Uh oh.
https://www.cbc.ca/news/health/who-m...reak-1.6751113
Marburg virus is detected in Africa according to the World Health Organization. The country Equatorial Guinea.
This virus is nasty! The fever and other nasty symptoms from this virus can lead to a fatality rate of 88 percent in people who contract Marburg.
Marburg, which is related to Ebola, is already being blamed for at least nine deaths in the country, and another 16 suspected cases are being investigated.
Without treatment, Marburg can be fatal in up to 88 per cent of people.
Marburg virus is believed to have originated in African fruit bats. It was first identified in 1967 in Germany and the former Yugoslavia, according to the U.S. Centers for Disease Control and Prevention, among people who had been working with green monkeys that had been imported from Uganda.
According to the World Health Organization (WHO), people can contract the virus through prolonged exposure in mines or caves where the bat colonies live.
The virus spreads between humans through direct contact with blood or other bodily fluids of an infected individual, or with surfaces contaminated with the virus, such as clothing or bed sheets.
Marburg is not airborne.
What are the symptoms?
Symptoms may begin "abruptly," according to WHO, and include high fever, severe headache and malaise. Muscle aches and pains are also common.
"It can impact every organ, and it essentially will cause a shock-like syndrome," said Dr. Isaac Bogoch, an infectious diseases specialist at Toronto General Hospital.
He said the virus can also cause gastrointestinal complications and a predilection to easy bleeding.
WHO says a rash can appear in the first seven days, and the central nervous system can be affected, resulting in confusion, aggression and irritability.
If death occurs, it generally happens eight to nine days after onset, following severe blood loss and shock.

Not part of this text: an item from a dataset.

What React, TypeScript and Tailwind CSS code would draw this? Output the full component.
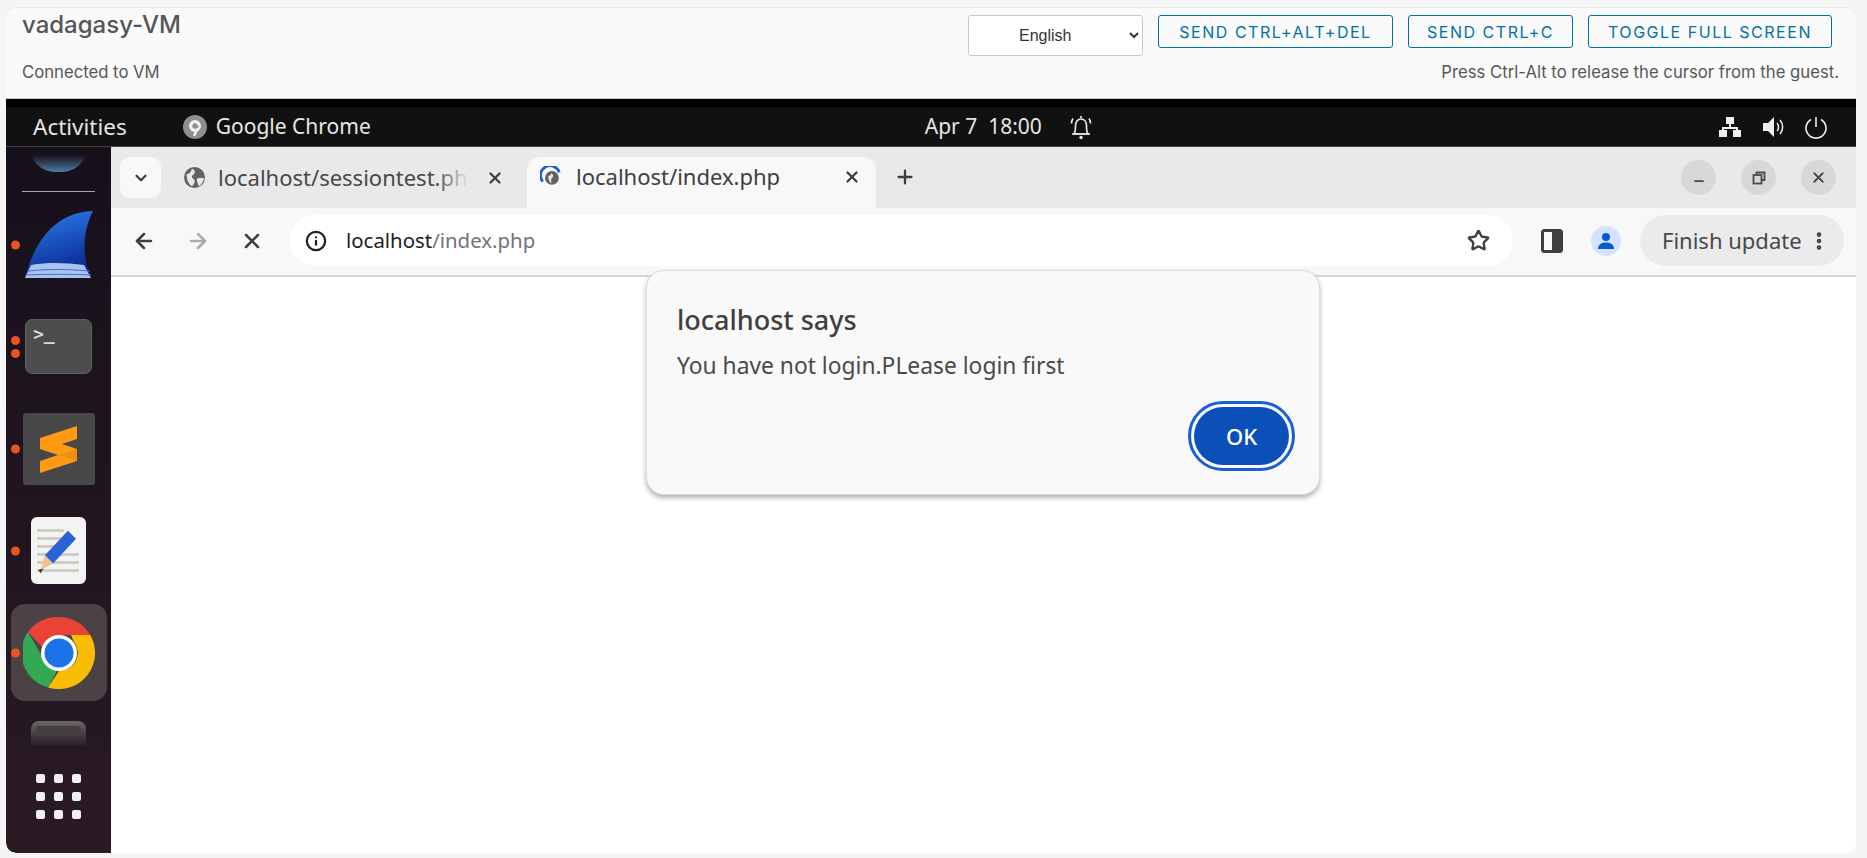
import React from 'react';
import { ArrowLeft, ArrowRight, X, Star, Plus, ChevronDown, Info, Minus, EllipsisVertical } from 'lucide-react';

const ubuntu = "font-['Noto_Sans','Open_Sans',sans-serif]";

const Globe: React.FC<{ className?: string }> = ({ className }) => (
  <svg viewBox="0 0 24 24" className={className}>
    <circle cx="12" cy="12" r="12" fill="#5f6368" />
    <path d="M3 8c3 0 5-2 6-6 3 1 4 3 3 5s-3 2-3 4 2 2 3 4-1 5-3 7C6 20 3 16 3 8zM15 13c3-1 6-1 8 0-1 4-3 7-6 9-1-3-3-7-2-9z" fill="#e8e8e8" />
  </svg>
);

const ChromeLogo: React.FC<{ className?: string }> = ({ className }) => (
  <svg viewBox="0 0 72 72" className={className}>
    <path d="M36 0a36 36 0 0 1 31.2 18H36a18 18 0 0 0-17 12L5 15A36 36 0 0 1 36 0z" fill="#ea4335" />
    <path d="M5 15l15 26a18 18 0 0 0 14 13L25 70.5A36 36 0 0 1 5 15z" fill="#34a853" />
    <path d="M67.2 18A36 36 0 0 1 36 72q-6 0-11-1.500L36 54a18 18 0 0 0 15-29l-3-7z" fill="#fbbc04" />
    <circle cx="36" cy="36" r="18" fill="#fff" />
    <circle cx="36" cy="36" r="14.500" fill="#1a73e8" />
  </svg>
);

const Dot: React.FC = () => <span className="block size-[9px] rounded-full bg-[#e95420]" />;

const DockItem: React.FC<{ dots?: number; className?: string; children: React.ReactNode }> = ({ dots = 1, className, children }) => (
  <div className={`relative flex w-full justify-center ${className ?? ''}`}>
    <div className="absolute left-[5px] top-1/2 flex -translate-y-1/2 flex-col gap-[4px]">
      {Array.from({ length: dots }).map((_, i) => (
        <Dot key={i} />
      ))}
    </div>
    {children}
  </div>
);

const Dock: React.FC = () => (
  <div className="flex w-[105px] shrink-0 flex-col items-center overflow-hidden rounded-bl-[10px] bg-gradient-to-b from-[#16101a] to-[#2a1a24]">
    <div className="h-[25px] w-[57px] rounded-b-[28px] bg-gradient-to-b from-[#16101a] from-30% to-[#4a7fa6]" />
    <div className="mt-[19px] h-[1px] w-[73px] bg-[#a8a4a8]" />
    <DockItem className="mt-[19px]">
      <svg viewBox="0 0 69 68" className="h-[68px] w-[69px]">
        <defs>
          <linearGradient id="fin" x1="0" y1="0" x2="0.3" y2="1">
            <stop offset="0" stopColor="#2f80ee" />
            <stop offset="1" stopColor="#0a2a94" />
          </linearGradient>
        </defs>
        <path d="M69 0C36 1 12 24 1 67h66C58 46 58 22 69 0z" fill="url(#fin)" />
        <path d="M7 54c18-3 36-2 53 0l7 13H1z" fill="#a9c2ee" />
        <path d="M4 60c18-2 40-2 62 0M3 64c20-1 42-1 64 0" fill="none" stroke="#3d6fd0" strokeWidth="1" />
      </svg>
    </DockItem>
    <DockItem dots={2} className="mt-[40px]">
      <div className="flex h-[55px] w-[67px] items-start rounded-[7px] border border-[#5e5e5e] bg-[#4d4d4d] pl-[7px] pt-[3px] font-['DejaVu_Sans_Mono',monospace] text-[18px] font-bold leading-[22px] text-[#d8d8d8]">
        {'>_'}
      </div>
    </DockItem>
    <DockItem className="mt-[39px]">
      <div className="flex size-[72px] items-center justify-center rounded-[3px] bg-[#484848]">
        <svg viewBox="0 0 37 47" className="h-[47px] w-[37px]">
          <path d="M0 12L37 0v13l-15 5 15 5v12L0 47V35l18-6-18-6z" fill="#ff9a13" />
          <path d="M18 29l19-6v12z" fill="#ef8e10" />
        </svg>
      </div>
    </DockItem>
    <DockItem className="mt-[32px]">
      <div className="relative h-[67px] w-[55px] rounded-[6px] bg-[#f3f3f3] pl-[6px] pt-[12px]">
        <div className="flex flex-col gap-[5px]">
          <div className="h-[3px] w-[27px] bg-[#cfcdc4]" />
          <div className="h-[3px] w-[36px] bg-[#cfcdc4]" />
          <div className="h-[3px] w-[20px] bg-[#cfcdc4]" />
          <div className="h-[3px] w-[42px] bg-[#cfcdc4]" />
          <div className="h-[3px] w-[42px] bg-[#cfcdc4]" />
          <div className="h-[3px] w-[42px] bg-[#cfcdc4]" />
        </div>
        <svg viewBox="0 0 48 56" className="absolute left-[7px] top-[12px] h-[46px] w-[40px]">
          <path d="M36 2l10 10-28 30-10-10z" fill="#2a62d8" />
          <path d="M8 32l10 10-15 8z" fill="#f0c090" />
          <path d="M0 50l6-2-3 6z" fill="#333" />
        </svg>
      </div>
    </DockItem>
    <DockItem className="mt-[20px]">
      <div className="flex h-[97px] w-[96px] items-center justify-center rounded-[14px] bg-[#4a4245]">
        <ChromeLogo className="size-[72px]" />
      </div>
    </DockItem>
    <div className="mt-[20px] h-[25px] w-[55px] rounded-t-[8px] bg-gradient-to-b from-[#6a6666] to-[#2a1f26] px-[5px] pt-[5px]">
      <div className="h-[8px] rounded-[4px] bg-[#423d40]" />
    </div>
    <div className="mt-[28px] grid grid-cols-3 gap-[9px]">
      {Array.from({ length: 9 }).map((_, i) => (
        <span key={i} className="size-[9px] rounded-[2px] bg-[#f0f0f0]" />
      ))}
    </div>
  </div>
);

const Browser: React.FC = () => (
  <div className={`relative flex min-w-0 flex-1 flex-col bg-white ${ubuntu}`}>
    {/* tab strip */}
    <div className="flex h-[61px] items-end bg-[#e9e9e9] pl-[9px]">
      <div className="mb-[10px] flex h-[41px] w-[41px] items-center justify-center rounded-[10px] bg-[#f8f8f8]">
        <ChevronDown size={18} strokeWidth={3} className="text-[#3c4043]" />
      </div>
      <div className="mb-[10px] ml-[23px] flex h-[41px] w-[343px] items-center">
        <Globe className="size-[21px]" />
        <div className="relative ml-[13px] mb-[2px] w-[251px] overflow-hidden whitespace-nowrap text-[22px] leading-[38px] text-[#45484c]">
          localhost/sessiontest.php
          <div className="absolute inset-y-0 right-0 w-[34px] bg-gradient-to-r from-[#e9e9e900] to-[#e9e9e9]" />
        </div>
        <X size={18} strokeWidth={3} className="ml-[17px] text-[#3c4043]" />
      </div>
      <div className="flex h-[51px] w-[349px] items-center rounded-t-[14px] bg-[#f8f8f8] pb-[11px] pl-[13px]">
        <svg viewBox="0 0 24 24" className="size-[22px]">
          <path d="M3 17A10.500 10.500 0 1 1 21 7" fill="none" stroke="#1a5fd0" strokeWidth="3" />
          <circle cx="13" cy="13" r="7.500" fill="#5f6368" />
          <path d="M9 11c2 0 3-1 3-3 2 1 3 2 2 4s-2 2-2 3 1 2 0 4c-2-2-3-5-3-8z" fill="#e8e8e8" />
        </svg>
        <span className="mb-[2px] ml-[14px] w-[260px] whitespace-nowrap text-[22px] leading-[38px] text-[#3c4043]">localhost/index.php</span>
        <X size={18} strokeWidth={3} className="ml-[7px] text-[#3c4043]" />
      </div>
      <Plus size={22} strokeWidth={2.5} className="mb-[20px] ml-[18px] text-[#3c4043]" />
      <div className="mb-[13px] ml-auto mr-[20px] flex gap-[25px]">
        <div className="flex size-[35px] items-center justify-center rounded-full bg-[#d8d8d8]">
          <Minus size={14} strokeWidth={3} className="mt-[6px] text-[#4a4a4a]" />
        </div>
        <div className="flex size-[35px] items-center justify-center rounded-full bg-[#d8d8d8]">
          <svg viewBox="0 0 14 14" className="size-[14px]" fill="none" stroke="#4a4a4a" strokeWidth="1.800">
            <rect x="1.500" y="4" width="8" height="8.500" />
            <path d="M4.500 4V1.500h8V9H9.500" />
          </svg>
        </div>
        <div className="flex size-[35px] items-center justify-center rounded-full bg-[#d8d8d8]">
          <X size={17} strokeWidth={2.5} className="text-[#4a4a4a]" />
        </div>
      </div>
    </div>
    {/* toolbar */}
    <div className="flex h-[69px] items-center border-b-2 border-[#d4d4d4] bg-[#f8f8f8] pb-[2px]">
      <ArrowLeft size={24} strokeWidth={2.5} className="ml-[21px] text-[#3c4043]" />
      <ArrowRight size={24} strokeWidth={2.5} className="ml-[30px] text-[#a9abad]" />
      <X size={24} strokeWidth={2.5} className="ml-[30px] text-[#3c4043]" />
      <div className="ml-[26px] flex h-[51px] w-[1223px] items-center rounded-full bg-white pl-[15px]">
        <Info size={22} strokeWidth={2.5} className="text-[#202124]" />
        <span className="ml-[19px] whitespace-nowrap text-[20.4px] text-[#202124]">
          localhost<span className="text-[#70757a]">/index.php</span>
        </span>
        <Star size={23} strokeWidth={2.5} className="ml-auto mr-[23px] text-[#3c4043]" />
      </div>
      <svg viewBox="0 0 22 24" className="ml-[28px] h-[24px] w-[22px]">
        <rect x="1.500" y="1.500" width="19" height="21" rx="2" fill="none" stroke="#3c4043" strokeWidth="3" />
        <rect x="11" y="1.500" width="9.500" height="21" fill="#3c4043" />
      </svg>
      <div className="ml-[28px] flex size-[30px] items-center justify-center rounded-full bg-[#d3e3fd]">
        <svg viewBox="0 0 20 20" className="size-[20px]" fill="#0b57d0">
          <circle cx="10" cy="6" r="4" />
          <path d="M2 18c0-5 4-6.500 8-6.500s8 1.500 8 6.500z" />
        </svg>
      </div>
      <div className="ml-[19px] flex h-[51px] w-[204px] items-center rounded-full bg-[#ebebeb] pl-[22px] text-[22px] text-[#45484c]">
        <span className="whitespace-nowrap">Finish update</span>
        <EllipsisVertical size={22} strokeWidth={3} className="ml-[6px] shrink-0 text-[#3c4043]" />
      </div>
    </div>
    <div className="flex-1 bg-white" />
    {/* alert dialog, sits over the page */}
    <div className="absolute left-[535px] top-[123px] flex h-[225px] w-[674px] flex-col rounded-[18px] border border-[#dcdcdc] bg-[#f9f9f9] pl-[30px] pr-[24px] pt-[29px] shadow-[0_3px_5px_rgba(0,0,0,0.3)]">
      <div className="text-[27px] font-medium leading-[40px] text-[#3f3f3f]">localhost says</div>
      <div className="mt-[6px] text-[22.8px] leading-[40px] text-[#4a4a4a]">You have not login.PLease login first</div>
      <div className="mt-[15px] flex justify-end">
        <div className="flex h-[70px] w-[107px] items-center justify-center rounded-full border-[3px] border-[#1a5fd0] bg-[#f9f9f9] p-[3px]">
          <div className="flex size-full items-center justify-center rounded-full bg-[#0b50b8] text-[22px] font-medium text-white">OK</div>
        </div>
      </div>
    </div>
  </div>
);

const App: React.FC = () => (
  <div className="h-[858px] w-[1867px] overflow-hidden bg-[#f5f5f5] pl-[6px] pt-[7px]">
    <div className="flex h-[846px] w-[1850px] flex-col overflow-hidden rounded-[10px] border-t border-[#e8e8e8] bg-[#fafafa]">
      {/* console header */}
      <div className="flex h-[90px] shrink-0 justify-between font-['Inter',sans-serif] text-[#565656]">
        <div className="pl-[16px]">
          <div className="mt-[2px] text-[24px] font-medium leading-[30px]">vadagasy-VM</div>
          <div className="mt-[22px] text-[16.7px] leading-[20px]">Connected to VM</div>
        </div>
        <div className="flex flex-col items-end pr-[24px]">
          <div className="mt-[7px] flex items-start">
            <select
              defaultValue="en"
              className="h-[41px] w-[175px] rounded-[3px] border border-[#c8c8c8] bg-white pl-[46px] font-['Liberation_Sans',sans-serif] text-[16px] text-[#333]"
            >
              <option value="en">English</option>
            </select>
            <button className="ml-[15px] h-[33px] w-[235px] rounded-[3px] border border-[#0072a3] pt-[1px] text-[16px] tracking-[0.095em] text-[#0072a3]">SEND CTRL+ALT+DEL</button>
            <button className="ml-[15px] h-[33px] w-[165px] rounded-[3px] border border-[#0072a3] pt-[1px] text-[16px] tracking-[0.095em] text-[#0072a3]">SEND CTRL+C</button>
            <button className="ml-[15px] h-[33px] w-[244px] rounded-[3px] border border-[#0072a3] pt-[1px] text-[16px] tracking-[0.095em] text-[#0072a3]">TOGGLE FULL SCREEN</button>
          </div>
          <div className="mr-[-7px] mt-[6px] text-[16.7px] leading-[20px]">Press Ctrl-Alt to release the cursor from the guest.</div>
        </div>
      </div>
      {/* guest screen */}
      <div className="flex min-h-0 flex-1 flex-col border-t border-[#c8c8c8]">
        <div className="flex h-[48px] shrink-0 items-center border-b border-[#444] border-t-[8px] border-t-black bg-[#111111] text-[#e6e6e6]">
          <div className={`relative flex w-full items-center ${ubuntu}`}>
            <span className="ml-[27px] text-[22.5px]">Activities</span>
            <svg viewBox="0 0 24 24" className="ml-[56px] size-[24px]">
              <circle cx="12" cy="12" r="12" fill="#8e8e8e" />
              <path d="M16 11a4 4 0 1 0-2 3.500L11 21" fill="none" stroke="#f0f0f0" strokeWidth="2.500" />
              <circle cx="12" cy="11" r="5" fill="none" stroke="#f0f0f0" strokeWidth="2" />
            </svg>
            <span className="ml-[9px] text-[21px]">Google Chrome</span>
            <div className="ml-[554px] flex items-center">
              <span className="whitespace-nowrap text-[21px]">Apr 7&nbsp;&nbsp;18:00</span>
              <svg viewBox="0 0 22 26" className="ml-[28px] h-[26px] w-[22px]" fill="none" stroke="#e6e6e6" strokeWidth="1.700">
                <path d="M4 20c1.500-2 1.500-5 1.500-8 0-4 2-7 5.500-7s5.500 3 5.500 7c0 3 0 6 1.500 8z" />
                <path d="M2 20h18M3 4.500C2 6 1.500 7.500 1.500 9.500M19 4.500c1 1.500 1.500 3 1.500 5M11 2v2" />
                <circle cx="11" cy="23.500" r="1.700" fill="#e6e6e6" stroke="none" />
              </svg>
            </div>
            <div className="ml-auto mr-[28px] flex items-center gap-[19px]">
              <svg viewBox="0 0 24 24" className="size-[24px]" fill="#eee">
                <rect x="8" y="2" width="8" height="7" />
                <rect x="1" y="15" width="8" height="7" />
                <rect x="15" y="15" width="8" height="7" />
                <path d="M11 9h2v3h7v3h-2v-1H6v1H4v-3h7z" />
              </svg>
              <svg viewBox="0 0 24 24" className="size-[24px]" fill="#eee">
                <path d="M2 8h5l6-6v20l-6-6H2z" />
                <path d="M16 8c2 2 2 6 0 8M19 5c3.500 4 3.500 10 0 14" fill="none" stroke="#eee" strokeWidth="1.500" />
              </svg>
              <svg viewBox="0 0 24 24" className="size-[24px]" fill="none" stroke="#eee" strokeWidth="1.600">
                <path d="M12 2v10M7 4.500a10 10 0 1 0 10 0" />
              </svg>
            </div>
          </div>
        </div>
        <div className="flex min-h-0 flex-1">
          <Dock />
          <Browser />
        </div>
      </div>
    </div>
  </div>
);

export default App;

WHO said it is sending medical experts to help local officials in Equatorial Guinea, along with protective equipment for hundreds of workers.
"Surveillance in the field has been intensified," said George Ameh, WHO's country representative in Equatorial Guinea.
"Contact tracing, as you know, is a cornerstone of the response. We have ... redeployed the COVID-19 teams that were there for contact tracing and quickly retrofitted them to really help us out."
WHO director general Tedros Adhanom Ghebreyesus said the agency is also supporting the governments of Cameroon and Gabon "to prepare, to rapidly detect, isolate and provide care for any suspected cases.